The next morning, after dropping my kids off at school, I sped back home, donned my running gear and set out for Washington Square Park again. After some quick stretches, I started running, thinking about what Nick had said. After making it around the Park twice at a decent pace, I felt something weird. I looked down and noticed one of my running shoes had become untied. Looking at the stopwatch on my iPhone, I then noticed that I’d only really been running for about thirteen minutes. I was tired and suddenly distracted. I wasn’t going to make it to twenty minutes. I wound down into a walk and panted my way home in a brow-furrowing fog of self-disappointment. I’ve got to do better.
This morning, however, I was determined. Again, after dutifully depositing my kids at school, I made it back home, slugged down a cup of coffee (good idea before running? That’s another topic), jumped into my running stuff and off I went.

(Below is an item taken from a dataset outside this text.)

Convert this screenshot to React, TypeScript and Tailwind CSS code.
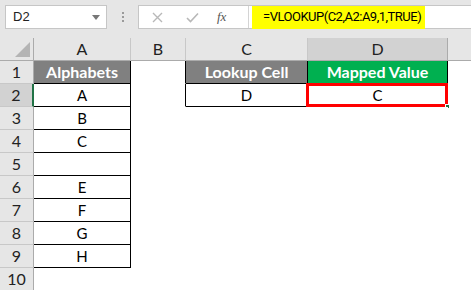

This time, in the hopes of getting my mind off of laps and whatnot, I decided to leave my iPhone at home and grabbed my iPod. As I’ve said in previous posts, I’d been eschewing music on my runs, but now it seemed like something that could genuinely help get my mind where it needed to be. It was time, again, to do this right.
I should take a moment here to point out that while I’m taking Nick’s words to heart, I don’t necessarily consider those words gospel. While I’m indeed endeavoring to step up my performance, so to speak, I’m fully aware of my own limitations. While I do want to run for twenty minutes at a go, the moment I feel pain of any kind, I’m going to stop. I’m determined, but rest assured — I’m not entirely stupid.
Anyway, I dialed up Fear of Music by Talking Heads on my beloved 160 GB iPod Classic (since criminally discontinued — fuck you, Apple!), correctly assuming that the insistent pulse of tracks like “I Zimbra,” “Life During Wartime” and “Air” would inspire and propel me around Washington Square. Trying hard not to think about the distance and progress I was making, I believe I really hit my stride during “Cities,” pairing David Byrne’s nervous delivery (….SOMETIMES I’M A LITTLE FREAKED OUT indeed) with the rhythmic urgency of my pace. Almost totally absorbed in the music, I actually lost track of how many laps I did, concentrating more on the thwomp of Tina Weymouth’s bass guitar. Before I knew it, I looked at my watch and realized I’d been running for eighteen minutes. By the end of another song, I was done and downshifted into a walk.
Probably not since my first awkward run back in July, I felt that strangely positive springy sensation in my legs. I was tired — and, sorry, a good deal sweatier than usual, but it all felt good.
Okay, that worked, and music totally helped — can I keep it up?